No esquema completo (complete graph), todos os nós estão conectados entre si, dando ao usuário total controle sobre a navegação. Devido à liberdade de escolha dada ao jogador, esta estrutura torna praticamente impossível garantir a coerência narrativa.

A grande quantidade de missões, principais e secundárias, de possibilidades configurativas (armas, armaduras, alimentos, poções, habilidades) e o volume de dados que vem das personagens e dos livros encontrados no ambiente “anestesiam” o jogador, fazendo-o esquecer de que por trás de tanta informação há uma unidade narrativa lógica. Assim, perde-se o desejo por fazer algo em função da progressão dramática; a simples finalização da tarefa passa a ser o objetivo.

A rede direcionada (directed network) permite a reconciliação entre a razoabilidade narrativa e a interatividade. O jogador possui certa liberdade para conectar os diversos estágios da jornada, as decisões do passado afetam as escolhas no futuro.

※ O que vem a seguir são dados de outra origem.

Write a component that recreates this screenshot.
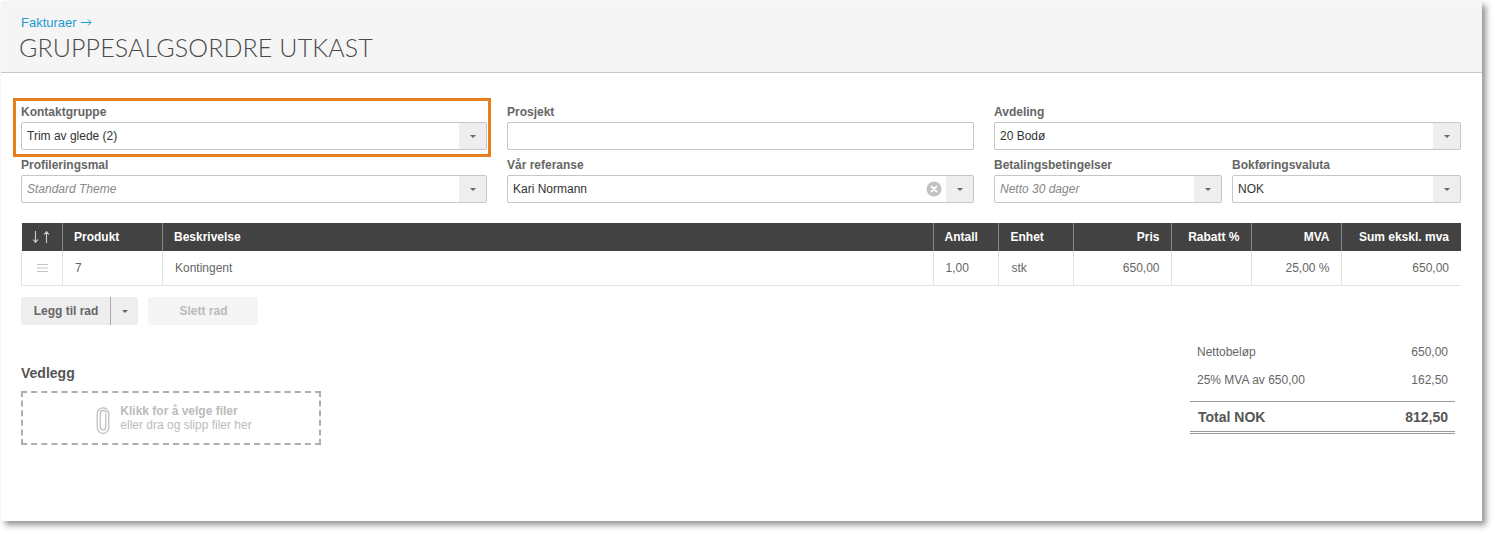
<div class="shell">
<div class="page">
  <header class="head">
    <a class="crumb" href="#top">Fakturaer <svg width="11" height="9" viewBox="0 0 11 9" fill="none" stroke="#1b9bd1" stroke-width="1"><path d="M0 4.500h10M7 1.500l3 3-3 3"/></svg></a>
    <h1>GRUPPESALGSORDRE UTKAST</h1>
  </header>

  <main class="body">
    <section class="form">
      <div class="field highlighted">
        <span class="lbl">Kontaktgruppe</span>
        <div class="sel"><span class="val">Trim av glede (2)</span><span class="arrow"><i></i></span></div>
      </div>
      <div class="field">
        <span class="lbl">Prosjekt</span>
        <div class="sel"><span class="val"></span></div>
      </div>
      <div class="field">
        <span class="lbl">Avdeling</span>
        <div class="sel"><span class="val">20 Bodø</span><span class="arrow"><i></i></span></div>
      </div>
      <div class="field">
        <span class="lbl">Profileringsmal</span>
        <div class="sel"><span class="val ph">Standard Theme</span><span class="arrow"><i></i></span></div>
      </div>
      <div class="field">
        <span class="lbl">Vår referanse</span>
        <div class="sel">
          <span class="val">Kari Normann</span>
          <svg class="clear" width="16" height="16" viewBox="0 0 16 16"><circle cx="8" cy="8" r="7.500" fill="#c2c2c2"/><path d="M5.500 5.500l5 5M10.500 5.500l-5 5" stroke="#fff" stroke-width="1.800" stroke-linecap="round"/></svg>
          <span class="arrow"><i></i></span>
        </div>
      </div>
      <div class="split">
        <div class="field">
          <span class="lbl">Betalingsbetingelser</span>
          <div class="sel"><span class="val ph">Netto 30 dager</span><span class="arrow"><i></i></span></div>
        </div>
        <div class="field">
          <span class="lbl">Bokføringsvaluta</span>
          <div class="sel"><span class="val">NOK</span><span class="arrow"><i></i></span></div>
        </div>
      </div>
    </section>

    <table>
      <colgroup>
        <col class="c1" /><col class="c2" /><col /><col class="c4" /><col class="c5" /><col class="c6" /><col class="c7" /><col class="c8" /><col class="c9" />
      </colgroup>
      <thead>
        <tr>
          <th class="sort"><svg width="18" height="12" viewBox="0 0 18 12" fill="none" stroke="#cfcfcf" stroke-width="1.100"><path d="M3.500 0v11M1 8.500l2.500 2.800L6 8.500M14.500 12V1M12 3.500l2.500-2.800L17 3.500"/></svg></th>
          <th>Produkt</th><th>Beskrivelse</th><th>Antall</th><th class="unit">Enhet</th>
          <th class="r">Pris</th><th class="r">Rabatt %</th><th class="r">MVA</th><th class="r end">Sum ekskl. mva</th>
        </tr>
      </thead>
      <tbody>
        <tr>
          <td class="drag"><svg width="11" height="8" viewBox="0 0 11 8"><path d="M0 .5h11M0 4h11M0 7.500h11" stroke="#c4c4c4" stroke-width="1"/></svg></td>
          <td>7</td><td>Kontingent</td><td>1,00</td><td class="unit">stk</td>
          <td class="r">650,00</td><td class="r"></td><td class="r">25,00 %</td><td class="r end">650,00</td>
        </tr>
      </tbody>
    </table>

    <div class="actions">
      <div class="btn-group">
        <button class="btn main">Legg til rad</button>
        <button class="btn caret"><i></i></button>
      </div>
      <button class="btn off">Slett rad</button>
    </div>

    <section class="bottom">
      <div class="attach">
        <h2>Vedlegg</h2>
        <div class="drop">
          <svg class="clip" width="14" height="27" viewBox="0 0 14 27" fill="none" stroke="#bcbcbc" stroke-width="1.200"><path d="M9.800 7v13a2.800 2.800 0 0 1-5.600 0V6.500a3 3 0 0 1 6-.2M12.800 7v13.500a5.800 5.800 0 0 1-11.600 0V6.500a5.800 5.800 0 0 1 11.600 .5"/></svg>
          <div class="drop-text"><b>Klikk for å velge filer</b><span>eller dra og slipp filer her</span></div>
        </div>
      </div>
      <div class="totals">
        <div class="t-row"><span>Nettobeløp</span><span>650,00</span></div>
        <div class="t-row"><span>25% MVA av 650,00</span><span>162,50</span></div>
        <div class="t-total"><span>Total NOK</span><span>812,50</span></div>
      </div>
    </section>
  </main>
</div>
</div>

<style>
  :global(body) { margin: 0; background: #fff; }
  .shell { height: 534px; padding: 1px 0 0 1px; box-sizing: border-box; overflow: hidden; }
  .page {
    width: 1481px; height: 520px; background: #fff;
    box-shadow: 4px 4px 6px rgba(0,0,0,.42);
    font-family: "Liberation Sans", Arial, sans-serif; font-size: 12px; color: #555;
  }
  .head { height: 72px; box-sizing: border-box; background: #f5f5f5; border-bottom: 1px solid #c8c8c8; padding: 14px 18px 0; }
  .crumb { display: block; color: #1b9bd1; font-size: 13px; line-height: 15px; text-decoration: none; padding-left: 2px; }
  .crumb svg { margin-left: 1px; }
  h1 { margin: 3px 0 0; font: 300 25px/29px Lato, sans-serif; color: #4a4a4a; letter-spacing: .12px; white-space: nowrap; }
  .body { padding: 32px 21px 0 20px; width: 1440px; }
  .form { display: grid; grid-template-columns: 466px 467px 467px; gap: 8px 20px; }
  .field { display: flex; flex-direction: column; min-width: 0; }
  .lbl { font-size: 12px; font-weight: 700; line-height: 15px; color: #666; margin-bottom: 2px; }
  .sel { height: 28px; box-sizing: border-box; border: 1px solid #c6c6c6; border-radius: 2px; background: #fff; display: flex; align-items: center; }
  .val { flex: 1; padding-left: 5px; color: #333; font-size: 12px; white-space: nowrap; }
  .ph { color: #888; font-style: italic; }
  .arrow { width: 27px; height: 26px; background: #eee; display: flex; align-items: center; justify-content: center; }
  .arrow i, .caret i { width: 0; height: 0; border: 3px solid transparent; border-top-color: #666; border-bottom: 0; display: block; }
  .clear { margin-right: 4px; }
  .split { display: grid; grid-template-columns: 228px 229px; gap: 10px; }
  .highlighted { position: relative; }
  .highlighted::after { content: ""; position: absolute; left: -8px; right: -4px; top: -7px; bottom: -7px; border: 3px solid #e87e1e; pointer-events: none; }
  table { width: 100%; margin-top: 20px; border-collapse: collapse; table-layout: fixed; }
  .c1 { width: 41px; } .c2 { width: 100px; } .c4 { width: 65px; } .c5 { width: 75px; } .c6 { width: 98px; } .c7 { width: 80px; } .c8 { width: 90px; } .c9 { width: 120px; }
  th { background: #424242; color: #fff; height: 28px; padding: 0 12px 0 11px; font-size: 12px; font-weight: 700; text-align: left; border-left: 1px solid #888; white-space: nowrap; }
  th:first-child { border-left: 0; }
  td { height: 34px; padding: 0 12px; font-size: 12px; color: #666; border-left: 1px solid #e2e2e2; border-bottom: 1px solid #e2e2e2; }
  th.r, td.r { text-align: right; padding-right: 11px; }
  th.end, td.end { padding-right: 12px; }
  th.unit { padding-left: 12px; }
  td.unit { padding-left: 13px; }
  th.sort { padding: 0 0 0 10px; }
  .sort svg { display: block; }
  .drag { padding: 0; text-align: center; }
  .drag svg { display: block; margin: 0 auto; }
  .actions { display: flex; gap: 10px; margin-top: 11px; }
  .btn-group { display: flex; }
  .btn { height: 28px; border: 0; background: #eee; font: 700 12px "Liberation Sans", Arial, sans-serif; color: #666; padding: 0; border-radius: 2px; }
  .main { width: 90px; padding-left: 1px; border-right: 1px solid #aaa; border-radius: 2px 0 0 2px; }
  .caret { width: 27px; display: flex; align-items: center; justify-content: center; border-radius: 0 2px 2px 0; }
  .off { width: 110px; padding-left: 1px; background: #f5f5f5; color: #bbb; }
  .bottom { display: flex; justify-content: space-between; align-items: flex-start; }
  .attach { margin-top: 40px; }
  h2 { margin: 0 0 9px; font-size: 14px; font-weight: 700; line-height: 17px; color: #555; }
  .drop { width: 300px; height: 54px; box-sizing: border-box; border: 2px dashed #aeaeae; display: flex; align-items: center; justify-content: center; gap: 10px; padding-left: 6px; }
  .clip { margin-top: 4px; }
  .drop-text { display: flex; flex-direction: column; line-height: 14px; color: #bbb; font-size: 12px; }
  .drop-text b { font-weight: 700; }
  .totals { width: 265px; margin: 13px 6px 0 0; }
  .t-row { height: 28px; display: flex; justify-content: space-between; align-items: center; padding: 0 7px; color: #666; font-size: 12px; }
  .t-total { margin-top: 7px; height: 29px; border-top: 1px solid #999; border-bottom: 3px double #999; display: flex; justify-content: space-between; align-items: center; padding: 0 7px 0 8px; font-size: 14px; font-weight: 700; color: #555; }
</style>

Muitos jogos utilizam esta ideia ao exigir que o jogador recolha e guarde objetos que permitirão a resolução de problemas mais a frente. A necessidade do uso de informações passadas, ou itens, para a resolução de eventos futuros justifica e colabora com a sensação de controle, pois fornece uma lógica dramática para a existência de caminhos alternativos que, a princípio, poderiam ser interpretados como desnecessários do ponto de vista narrativo.

É neste ponto que Skyrim pode se perder (ou perder o jogador…), pois percursos secundários são acrescentados com objetivos desconectados da trama principal. O atrativo é simplesmente fazer a ação com possibilidade de elevar a força do personagem (novas armas, armaduras, perks). Estes eventos paralelos que não impactam diretamente no(s) enredo(s) principal(is) possuem conteúdos meramente ilustrativos. Assim, apesar de contribuírem com a sensação de agência como um todo, não colaboram com a sensação de controle sobre os eventos principais e suas consequências.

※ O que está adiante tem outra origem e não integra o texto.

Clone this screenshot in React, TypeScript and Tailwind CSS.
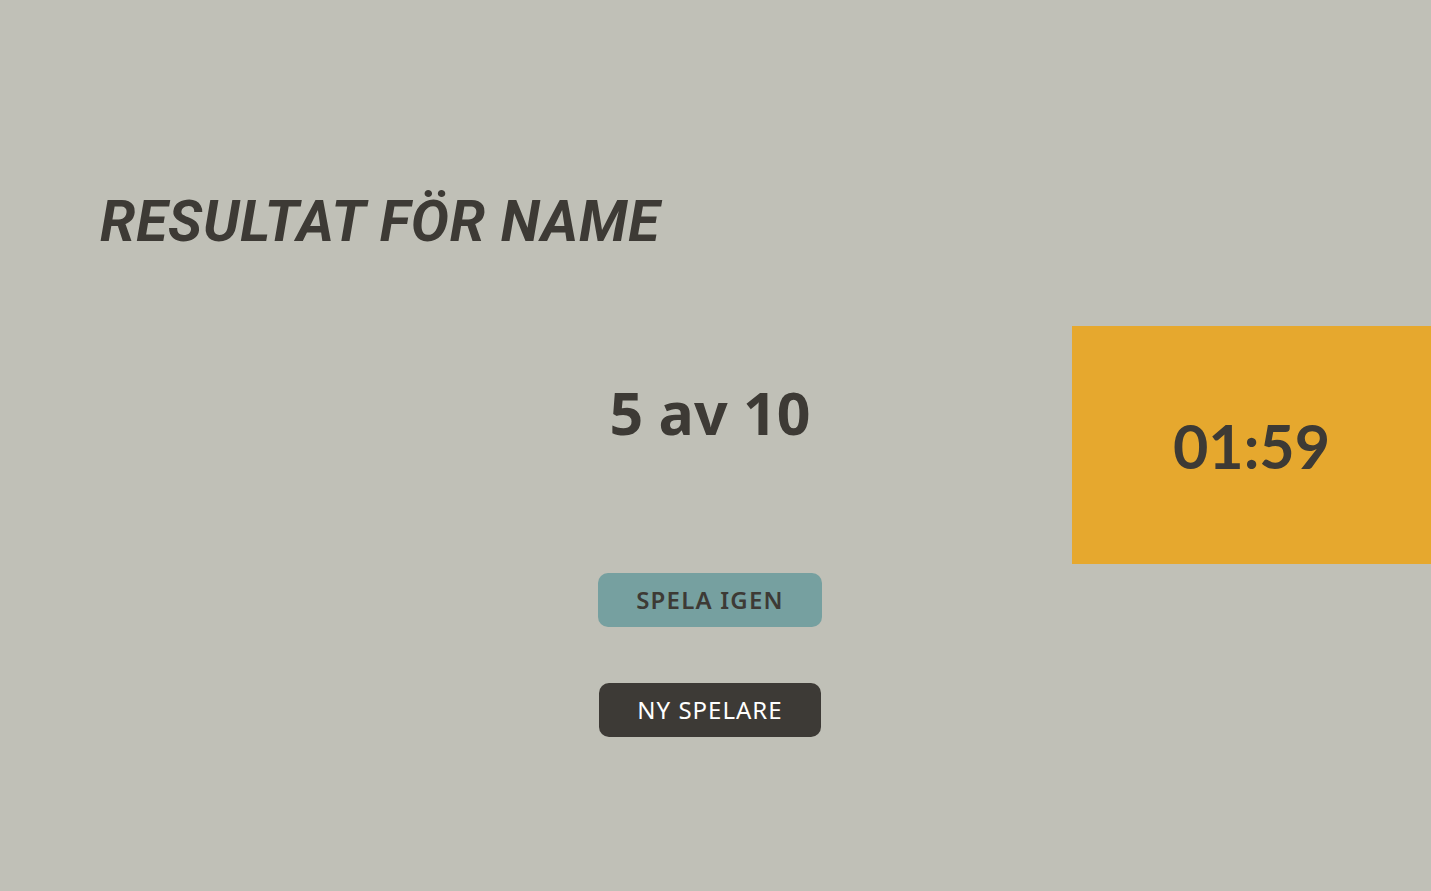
function Timer({ time }: { time: string }) {
  return (
    <div className="absolute right-0 top-[326px] flex h-[238px] w-[359px] items-center justify-center bg-[#e6a82e]">
      <span className="font-['Lato',sans-serif] text-[61px] font-bold leading-none text-[#3d3a35]">{time}</span>
    </div>
  );
}

export default function App() {
  return (
    <div className="relative min-h-[891px] w-full bg-[#c0c0b7] font-['Noto_Sans',sans-serif] text-[#3d3a35]">
      <h1 className="pl-[100px] pt-[193px] font-['Roboto',sans-serif] text-[57px] font-bold italic leading-none tracking-[0.8px]">
        RESULTAT FÖR NAME
      </h1>

      <div className="flex flex-col items-center pr-[11px]">
        <p className="mt-[133px] text-[59px] font-bold leading-none">5 av 10</p>

        <button className="mt-[131px] h-[54px] w-[224px] rounded-[10px] bg-[#76a0a0] text-[24px] font-semibold tracking-[1.2px] text-[#3d3a35]">
          SPELA IGEN
        </button>
        <button className="mt-[56px] h-[54px] w-[222px] rounded-[10px] bg-[#3d3a36] text-[24px] tracking-[1px] text-white">
          NY SPELARE
        </button>
      </div>

      <Timer time="01:59" />
    </div>
  );
}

De maneira geral, a estrutura narrativa de Skyrim desperta dois instintos do ser humano aplicados em jogos: querer fazer tudo e querer se dar bem (esse serve em tudo…).

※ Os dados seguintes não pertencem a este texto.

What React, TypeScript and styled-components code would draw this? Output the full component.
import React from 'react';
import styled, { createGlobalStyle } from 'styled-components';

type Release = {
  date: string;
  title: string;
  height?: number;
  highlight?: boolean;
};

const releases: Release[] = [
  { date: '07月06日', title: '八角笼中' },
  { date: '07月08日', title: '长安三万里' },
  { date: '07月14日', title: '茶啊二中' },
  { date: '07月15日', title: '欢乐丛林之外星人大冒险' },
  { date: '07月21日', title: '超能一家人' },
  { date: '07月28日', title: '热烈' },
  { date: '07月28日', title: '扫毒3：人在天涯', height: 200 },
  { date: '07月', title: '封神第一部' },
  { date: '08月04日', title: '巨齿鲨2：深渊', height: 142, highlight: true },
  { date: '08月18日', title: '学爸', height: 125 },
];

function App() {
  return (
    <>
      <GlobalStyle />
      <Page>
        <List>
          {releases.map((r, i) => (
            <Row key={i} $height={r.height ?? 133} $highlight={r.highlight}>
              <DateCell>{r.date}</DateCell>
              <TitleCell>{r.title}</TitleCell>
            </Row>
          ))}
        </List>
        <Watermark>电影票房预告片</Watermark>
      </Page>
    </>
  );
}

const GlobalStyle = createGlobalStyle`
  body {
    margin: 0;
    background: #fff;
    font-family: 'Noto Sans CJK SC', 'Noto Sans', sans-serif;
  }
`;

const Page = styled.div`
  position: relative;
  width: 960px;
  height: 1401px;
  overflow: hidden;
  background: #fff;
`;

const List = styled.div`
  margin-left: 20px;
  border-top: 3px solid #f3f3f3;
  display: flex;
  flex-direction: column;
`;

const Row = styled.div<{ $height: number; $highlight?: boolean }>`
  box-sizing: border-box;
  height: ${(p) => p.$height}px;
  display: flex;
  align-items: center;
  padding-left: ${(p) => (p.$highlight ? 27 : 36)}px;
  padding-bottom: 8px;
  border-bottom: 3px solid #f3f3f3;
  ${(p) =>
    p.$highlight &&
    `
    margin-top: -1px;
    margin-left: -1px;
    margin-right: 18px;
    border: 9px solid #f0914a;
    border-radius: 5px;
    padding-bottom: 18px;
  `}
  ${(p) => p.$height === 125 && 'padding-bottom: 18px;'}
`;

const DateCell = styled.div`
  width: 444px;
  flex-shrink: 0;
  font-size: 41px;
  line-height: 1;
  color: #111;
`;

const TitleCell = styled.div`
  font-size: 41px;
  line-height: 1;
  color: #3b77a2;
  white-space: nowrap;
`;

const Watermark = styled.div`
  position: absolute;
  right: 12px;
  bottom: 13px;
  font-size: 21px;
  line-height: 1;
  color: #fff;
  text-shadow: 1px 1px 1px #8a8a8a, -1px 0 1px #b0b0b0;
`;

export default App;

Fazer tudo significa ter o retorno total do investimento inicial, ou seja, querer saber tudo o que o sistema proporciona: cada lugar, cada arma, cada cutscene… Afinal, “tô pagano”.  E, além disso, há o instinto de dominar (mastering) o jogo. Neste caso, sempre temos de escolher a melhor opção dramática, ter a melhor arma e armadura, o maior nível de força e todas as habilidades etc. Se eu escolhi entrar para os Stormcloacks, quero, depois, voltar e saber como seria a narrativa se tivesse entrado para o imperials.

Querer se dar bem envolve aquele sentimento típico de brasileiro ao ver uma fila: entrar logo para garantir o espaço, nem precisa saber se é a fila certa. Em Skyrim, nunca se sabe se um local abrigará armas poderosas ou inimigos que darão experiência. Tudo disposto no ambiente pode, de alguma forma, ser útil: uma chave, uma pedra preciosa, um scroll, uma armadura extremamente pesada ou a porcaria de um balde de madeira… O lance é pegar tudo; se for útil para completar alguma quest, bom, se não, sempre há a possibilidade de andar por todo o mapa caçando um comprador (que não comprará nem um terço do que você tem guardado e por um preço ridículo).

Apesar de tudo, voltei a jogar Skyrim. Só que desta vez fico me policiando para não falar com todos, não investigar cada canto dos ambientes, não pegar tudo pelo caminho e não fazer todas as tarefas. Sei que posso perder muito do que o jogo proporciona, mas, pelo menos, mantenho minha sanidade…

Obs: todo conteúdo foi baseado em autores da área de Game Studies. Posso passar as referências para quem se interessar.

Gustavo Audi

Se fosse uma entrevista de emprego, diria: inteligente, esforçado e cujo maior defeito é cobrar demais de si mesmo... Como não é, digo apenas que sou apaixonado por jogos, histórias e cultura nerd.

Este post tem 4 comentários

  1. Ivan Mussa

    Fala Gustavo!

    Concordo que a estrutura de Skyrim encoraja o jogador a se distanciar da trama principal… mas será que as outras tramas (e outras atividades presentes no jogo, como caçar, coletar recursos, construir itens, etc) não seriam a parte “principal” do jogo? Estou cansado de ver gente dizendo que não liga para a main quest de Skyrim. Eu mesmo joguei quase 80 horas e mal toquei nela 😛
    Acho que os jogadores não necessariamente querem influenciar o fio narrativo principal, mas sim interagir no mundo do jogo de uma forma geral.
     
    Seria muito bom se pudesse mandar as referências! Abraço

    1. Gustavo Audi

      Concordo com vc, Ivan. De fato, um dos atrativos fortes de Skyrim é a possibilidade de interagir com os objetos e locais do mapa.
      Nesta parte, as referências que utilizei foram:
      MURRAY, Janet. From Game-Story to Cyberdrama. In WARDRIP-FRUIN, Noah. (Org.). First Person: new media as story performance and game. Massachusetts: MIT Press, 2004
      MURRAY, Janet. Hamlet no Holodeck: o futuro da narrativa no ciberespaço. São Paulo: Itaú Cultural: UNESP; 2003.
      JENKINS, Henry. Game design as narrative architecture. In: WARDRIP-FRUIN, Noah. (Org.). First Person: new media as story performance and game. Massachusetts: MIT Press; 2004.